One of the more surprising tax developments of the last few days was the announcement on 4 April by HMRC that share options granted under the Enterprise Management Incentive scheme [EMI] would not qualify for tax relief if they were granted after 11pm on 6 April. The reason for this bolt from the blue was that state aid approval ran out at 11pm that evening; but what exactly was the state aid, and why did it run out at such a precisely determined time?
Most people are vaguely aware of the state aid rules, which exist to prevent unfair competition. The Treasury explains it as ‘this (state aid) can occur whenever state resources are used to provide assistance that gives organisations an advantage over others. It can distort competition, which is harmful to consumers and companies in the EU.’
It is easy to see that there would be state aid if the UK government subsidised a particular industry or perhaps favoured UK businesses over companies elsewhere in the EU. But it’s more difficult to identify the state aid in a share option scheme. Indeed, this must have been the view of the British Government because they didn’t apply for state aid approval when the EMI scheme was introduced and were told off by the EU for not applying in time.
So, state aid comes into play if a company issuing EMI options will not pay employers’ NIC on the exercise of an option whereas it normally would under an unapproved arrangement as this favours one group of companies over another.

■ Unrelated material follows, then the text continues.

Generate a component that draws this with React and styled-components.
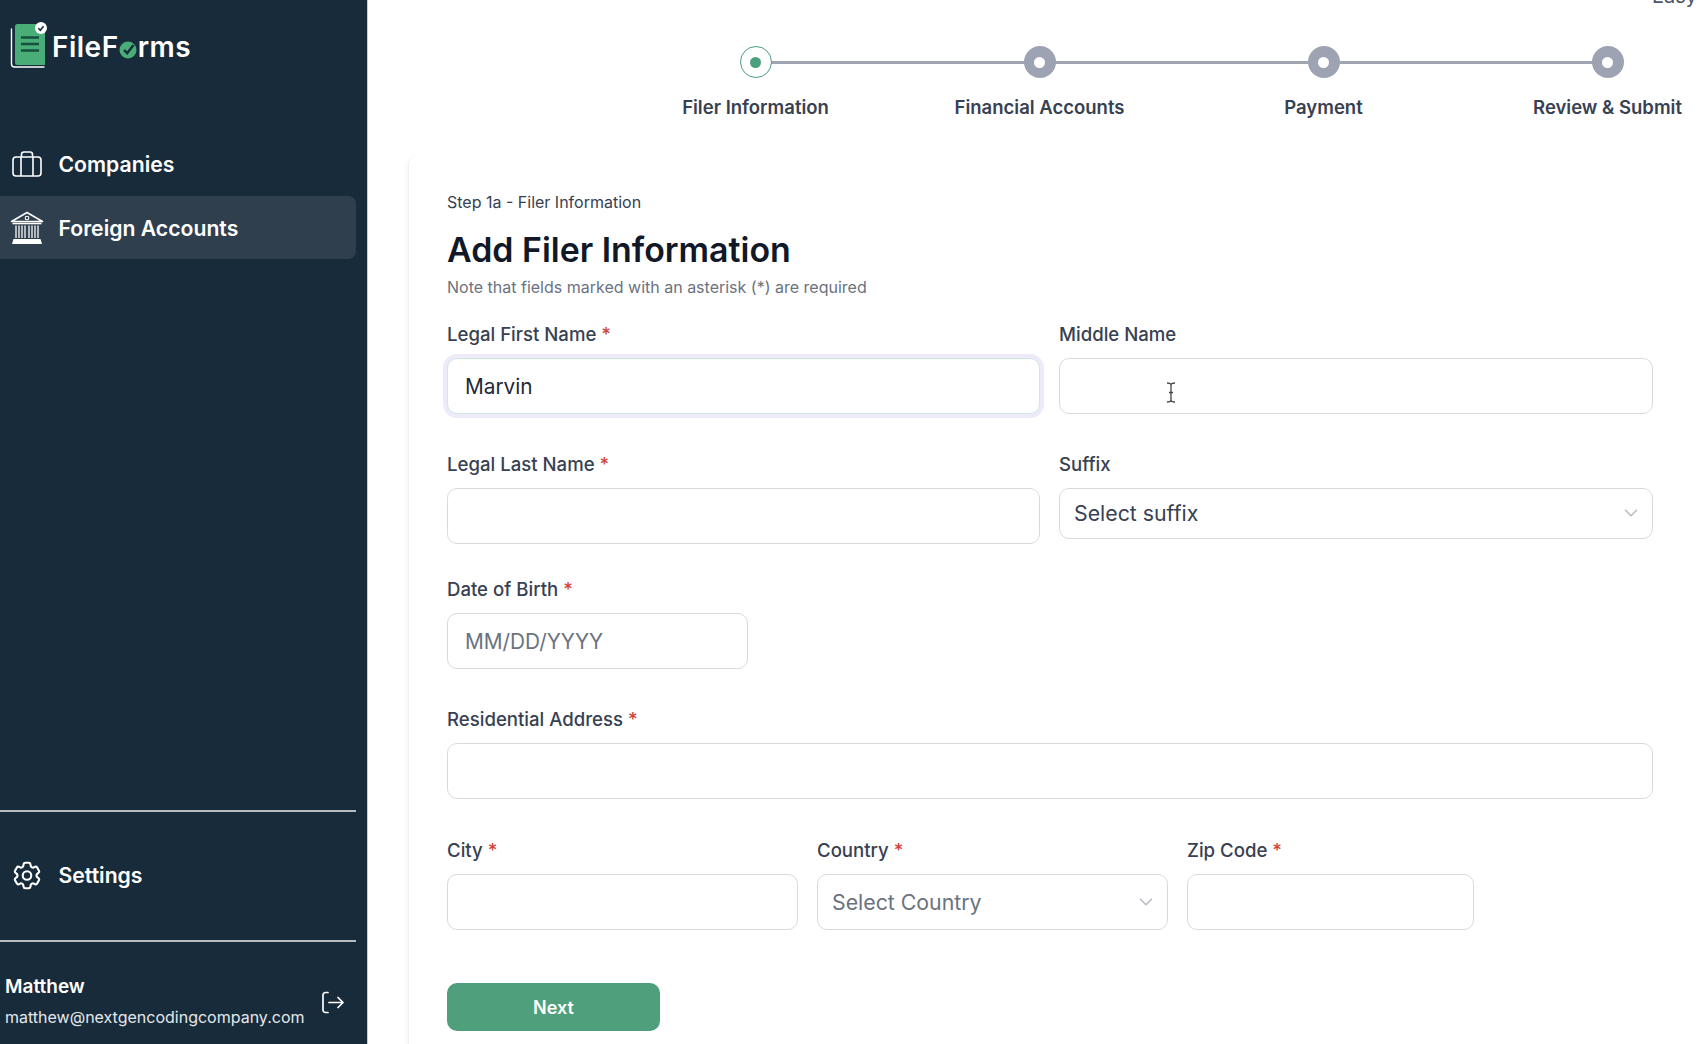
import React from 'react'
import styled, {createGlobalStyle} from 'styled-components'
import {ChevronDown} from 'lucide-react'
import {HiOutlineCog6Tooth} from 'react-icons/hi2'

const GlobalStyle = createGlobalStyle`
    html, body {
        margin: 0;
        height: 100%;
        overflow: hidden;
        background: #FFFFFF;
    }
    * { box-sizing: border-box; }
    body {
        font-family: Inter, "Liberation Sans", sans-serif;
        color: #1F2937;
    }
`;

const Page = styled.div`
    display: flex;
    width: 1698px;
    height: 1044px;
    overflow: hidden;
`;

const Sidebar = styled.aside`
    width: 368px;
    flex-shrink: 0;
    height: 100%;
    display: flex;
    flex-direction: column;
    background: #182B3A;
    border-right: 1px solid #C9CED2;
    color: #FFFFFF;
`;

const Logo = styled.div`
    display: flex;
    align-items: center;
    gap: 4px;
    height: 46px;
    margin: 22px 0 63px 10px;
`;

const LogoText = styled.span`
    display: inline-flex;
    align-items: center;
    margin-top: 4px;
    font-size: 28px;
    font-weight: 600;
    letter-spacing: 0.5px;
`;

const NavItem = styled.div`
    display: flex;
    align-items: center;
    width: 356px;
    height: ${p => p.$height}px;
    padding: 0 0 ${p => p.$height > 100 ? 2 : 0}px 10px;
    border-radius: 0 8px 8px 0;
    background: ${p => p.$active ? '#2F3F4E' : 'transparent'};
`;

const NavIcon = styled.span`
    display: flex;
    justify-content: center;
    align-items: center;
    width: 34px;
    margin-right: 14.5px;
`;

const NavLabel = styled.span`
    font-size: 21.2px;
    font-weight: 600;
`;

const Spacer = styled.div`
    flex: 1;
`;

const Divider = styled.div`
    width: 356px;
    height: 2px;
    background: #B5BCC2;
`;

const UserRow = styled.div`
    display: flex;
    align-items: center;
    justify-content: space-between;
    width: 356px;
    height: 102px;
    padding: 18px 12px 0 5px;
`;

const UserName = styled.div`
    font-size: 19px;
    font-weight: 600;
    line-height: 24px;
    margin-bottom: 6px;
`;

const UserEmail = styled.div`
    font-size: 16px;
    line-height: 24px;
    color: #E4E8EB;
`;

const Main = styled.main`
    position: relative;
    flex: 1;
    min-width: 0;
    overflow: hidden;
`;

const Clipped = styled.span`
    position: absolute;
    top: -16px;
    left: 1284px;
    font-size: 20px;
    line-height: 24px;
    color: #4B5563;
`;

const Stepper = styled.ol`
    display: grid;
    grid-template-columns: repeat(4, 284px);
    height: 155px;
    margin: 0 0 0 245.5px;
    padding: 46px 0 0;
    list-style: none;
`;

const Step = styled.li`
    position: relative;
    display: flex;
    flex-direction: column;
    align-items: center;
    gap: 16px;

    &:not(:last-child)::after {
        content: '';
        position: absolute;
        top: 15px;
        left: 50%;
        width: 100%;
        height: 3px;
        background: #9FA6B2;
    }
`;

const StepDot = styled.span`
    position: relative;
    z-index: 1;
    display: flex;
    align-items: center;
    justify-content: center;
    width: 32px;
    height: 32px;
    border-radius: 50%;
    background: ${p => p.$active ? '#FFFFFF' : '#9EA3B3'};
    border: ${p => p.$active ? '1.5px solid #4C9F7D' : 'none'};

    &::after {
        content: '';
        width: 11px;
        height: 11px;
        border-radius: 50%;
        background: ${p => p.$active ? '#4C9F7D' : '#FFFFFF'};
    }
`;

const StepLabel = styled.span`
    font-size: 18.5px;
    font-weight: 600;
    line-height: 26px;
    white-space: nowrap;
    color: #374151;
`;

const Card = styled.section`
    height: 889px;
    margin-left: 40px;
    padding: 36px 45px 0 38px;
    border-left: 1px solid #F1F1F2;
    border-top-left-radius: 10px;
    box-shadow: -2px 3px 4px rgba(0, 0, 0, 0.04);
`;

const StepCaption = styled.div`
    font-size: 16px;
    line-height: 22px;
    color: #374151;
`;

const Title = styled.h1`
    margin: 15px 0 0;
    font-size: 33.9px;
    font-weight: 600;
    line-height: 44px;
    color: #111827;
`;

const Note = styled.p`
    margin: 4px 0 0;
    font-size: 16px;
    line-height: 22px;
    color: #6B7280;
`;

const Row = styled.div`
    display: grid;
    grid-template-columns: ${p => p.$columns};
    gap: 19px;
    align-items: start;
    margin-top: ${p => p.$top}px;
`;

const Field = styled.div`
    display: flex;
    flex-direction: column;
    gap: 12px;
`;

const Label = styled.label`
    font-size: 18.6px;
    font-weight: 500;
    line-height: 24px;
    color: #374151;
`;

const Required = styled.span`
    color: #D0443A;
`;

const Input = styled.input`
    width: 100%;
    height: 56px;
    padding: 0 17px;
    font-family: inherit;
    font-size: 20.8px;
    color: #1F2937;
    background: #FFFFFF;
    border: 1.5px solid ${p => p.$focused ? '#CFE7E2' : '#D8DAE0'};
    border-radius: 10px;
    outline: none;
    box-shadow: ${p => p.$focused ? '0 0 0 4px #EEEAFA' : 'none'};

    &::placeholder {
        color: #6B7280;
    }
`;

const InputWrap = styled.div`
    position: relative;
`;

const TextCursor = styled.svg`
    position: absolute;
    top: 24px;
    left: 107px;
`;

const SelectBox = styled.div`
    display: flex;
    align-items: center;
    justify-content: space-between;
    width: 100%;
    height: ${p => p.$height}px;
    padding: 0 10px 1px 14px;
    font-size: 21.3px;
    color: ${p => p.$muted ? '#6B7280' : '#374151'};
    border: 1.5px solid #D8DAE0;
    border-radius: 10px;
`;

const NextButton = styled.button`
    display: block;
    width: 213px;
    height: 48px;
    margin-top: 53px;
    font-family: inherit;
    font-size: 18px;
    font-weight: 600;
    color: #FFFFFF;
    background: #4F9F7C;
    border: none;
    border-radius: 10px;
`;

function LogoMark() {
    return (
        <svg width="38" height="46" viewBox="0 0 38 46" fill="none">
            <path d="M1.5 7V42a3 3 0 0 0 3 3H34" stroke="#FFFFFF" strokeWidth="1.4" strokeLinecap="round" />
            <path d="M5 4.5a2.5 2.5 0 0 1 2.5-2.5H26L35 9V43H7.5A2.5 2.5 0 0 1 5 40.5Z" fill="#49AD78" />
            <path d="M11 15.5H29M11 22H29M11 28.5H29" stroke="#17503C" strokeWidth="2.4" />
            <circle cx="31" cy="6" r="6" fill="#FFFFFF" />
            <path d="M28.3 6.2l2 2 3.2-4" stroke="#182B3A" strokeWidth="1.6" fill="none" />
        </svg>
    )
}

function LogoO() {
    return (
        <svg width="19" height="19" viewBox="0 0 19 19" style={{margin: '5px 0 0'}}>
            <circle cx="9" cy="10" r="8.5" fill="#49AD78" />
            <path d="M5 10l3.2 3.2L14.5 5" stroke="#182B3A" strokeWidth="2.4" fill="none" />
        </svg>
    )
}

function BriefcaseIcon() {
    return (
        <svg width="30" height="26" viewBox="0 0 30 26" fill="none" stroke="#FFFFFF" strokeWidth="1.6">
            <rect x="1" y="6" width="28" height="19" rx="3" />
            <path d="M9 6V25M21 6V25M9.5 6V3.5A2.5 2.5 0 0 1 12 1h6a2.5 2.5 0 0 1 2.5 2.5V6" />
        </svg>
    )
}

function BankIcon() {
    return (
        <svg width="34" height="34" viewBox="0 0 34 34" fill="none">
            <path d="M17 1.5 32.5 10.5H1.5Z" stroke="#FFFFFF" strokeWidth="1.5" strokeLinejoin="round" />
            <circle cx="17" cy="7" r="1.8" stroke="#FFFFFF" strokeWidth="1.1" />
            <path d="M2.5 12.5h29" stroke="#FFFFFF" strokeWidth="1.6" />
            <path d="M6 14.5v12.5M9 14.5v12.5M12 14.5v12.5M15 14.5v12.5M19 14.5v12.5M22 14.5v12.5M25 14.5v12.5M28 14.5v12.5" stroke="#E8EBED" strokeWidth="1.4" />
            <path d="M3.5 28h27l1.5 5H2Z" fill="#FFFFFF" />
        </svg>
    )
}

function LogoutIcon() {
    return (
        <svg width="23" height="23" viewBox="0 0 23 23" fill="none" stroke="#FFFFFF" strokeWidth="1.7" strokeLinecap="round" strokeLinejoin="round">
            <path d="M7 1.5H4.5A2.5 2.5 0 0 0 2 4v15a2.5 2.5 0 0 0 2.5 2.5H7" />
            <path d="M8 11.5h14M17 6.5l5 5-5 5" />
        </svg>
    )
}

function FieldLabel({children, required}) {
    return <Label>{children}{required && <Required> *</Required>}</Label>
}

const steps = ['Filer Information', 'Financial Accounts', 'Payment', 'Review & Submit']

function App() {
    return (
        <Page>
            <GlobalStyle />
            <Sidebar>
                <Logo>
                    <LogoMark />
                    <LogoText>FileF<LogoO />rms</LogoText>
                </Logo>
                <NavItem $height={65}>
                    <NavIcon><BriefcaseIcon /></NavIcon>
                    <NavLabel>Companies</NavLabel>
                </NavItem>
                <NavItem $active $height={63}>
                    <NavIcon><BankIcon /></NavIcon>
                    <NavLabel>Foreign Accounts</NavLabel>
                </NavItem>
                <Spacer />
                <Divider />
                <NavItem $height={128}>
                    <NavIcon><HiOutlineCog6Tooth size={35} color="#FFFFFF" /></NavIcon>
                    <NavLabel>Settings</NavLabel>
                </NavItem>
                <Divider />
                <UserRow>
                    <div>
                        <UserName>Matthew</UserName>
                        <UserEmail>matthew@nextgencodingcompany.com</UserEmail>
                    </div>
                    <LogoutIcon />
                </UserRow>
            </Sidebar>

            <Main>
                <Clipped>Easy</Clipped>
                <Stepper>
                    {steps.map((step, i) => (
                        <Step key={step}>
                            <StepDot $active={i === 0} />
                            <StepLabel>{step}</StepLabel>
                        </Step>
                    ))}
                </Stepper>

                <Card>
                    <StepCaption>Step 1a - Filer Information</StepCaption>
                    <Title>Add Filer Information</Title>
                    <Note>Note that fields marked with an asterisk (*) are required</Note>

                    <Row $columns="593px 594px" $top={24}>
                        <Field>
                            <FieldLabel required>Legal First Name</FieldLabel>
                            <Input $focused defaultValue="Marvin" />
                        </Field>
                        <Field>
                            <FieldLabel>Middle Name</FieldLabel>
                            <InputWrap>
                                <Input />
                                <TextCursor width="10" height="21" viewBox="0 0 10 21" fill="none" stroke="#444444" strokeWidth="1.3">
                                    <path d="M1 1c2 0 4 .5 4 2v15c0 1.5-2 2-4 2M9 1c-2 0-4 .5-4 2v15c0 1.5 2 2 4 2M3 10.5h4" />
                                </TextCursor>
                            </InputWrap>
                        </Field>
                    </Row>

                    <Row $columns="593px 594px" $top={38}>
                        <Field>
                            <FieldLabel required>Legal Last Name</FieldLabel>
                            <Input />
                        </Field>
                        <Field>
                            <FieldLabel>Suffix</FieldLabel>
                            <SelectBox $height={51}>
                                Select suffix
                                <ChevronDown size={22} strokeWidth={1.8} color="#B8BDC5" />
                            </SelectBox>
                        </Field>
                    </Row>

                    <Row $columns="301px" $top={33}>
                        <Field>
                            <FieldLabel required>Date of Birth</FieldLabel>
                            <Input placeholder="MM/DD/YYYY" />
                        </Field>
                    </Row>

                    <Row $columns="1206px" $top={38}>
                        <Field>
                            <FieldLabel required>Residential Address</FieldLabel>
                            <Input />
                        </Field>
                    </Row>

                    <Row $columns="351px 351px 287px" $top={39}>
                        <Field>
                            <FieldLabel required>City</FieldLabel>
                            <Input />
                        </Field>
                        <Field>
                            <FieldLabel required>Country</FieldLabel>
                            <SelectBox $height={56} $muted>
                                Select Country
                                <ChevronDown size={22} strokeWidth={1.8} color="#B8BDC5" />
                            </SelectBox>
                        </Field>
                        <Field>
                            <FieldLabel required>Zip Code</FieldLabel>
                            <Input />
                        </Field>
                    </Row>

                    <NextButton>Next</NextButton>
                </Card>
            </Main>
        </Page>
    )
}

export default App;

Also, the incentive effects of tax-efficient share options help companies to recruit and retain staff. Although the tax savings are enjoyed by individual employees they are in effect an indirect subsidy to employment costs.
The EU is required to undertake a balancing act in any application for state aid and decided that approval should be given for EMI schemes which has been in place for around 18 years.
However, state aid approval is not indefinite. In this case the grant of state aid was conditional upon some changes to the EMI rules demanded by the EU. Those changes were introduced in the Finance Act 2008 and had effect (at least some of them) for options granted on or after 6 April 2008. EMI options must be exercised within 10 years of grant and that 10 year period is why the approval ran out on 6 April 2018. It can only be assumed that the 11pm deadline is because the EU clocks are one hour ahead of those in the UK.
The government has said that it will be seeking a renewal of state aid approval retrospectively to 6 April 2018, so that the EMI option scheme can continue as before. But at the moment, any company granting EMI options must face the prospect that they will not be effective for tax purposes. It would be for the EU to take proceedings against the UK if the EMI scheme remains on the statute book without state aid approval. This action is likely to be a very long way down the EU’s list of priorities at the moment, but the risk is clearly there.
Of course, after Brexit the UK will not have to worry about state aid and would be free to design future option arrangements in any way it wanted to. The EMI scheme has undoubtedly been a success and is expected to remain part of the UK tax regime in the short and medium term.
State aid compliance has been a very important part of UK tax policy. It has an impact in such diverse areas as Tonnage Tax, Research and Development Tax Credits and Northern Irish corporation tax, to name but three. There appears to be no public record showing exactly when each of the existing state aid approvals in the tax system runs out so there may be some other elephant traps waiting out there. We hope that the Treasury has got this under control and will give more than two days’ notice of any future lapses of approval.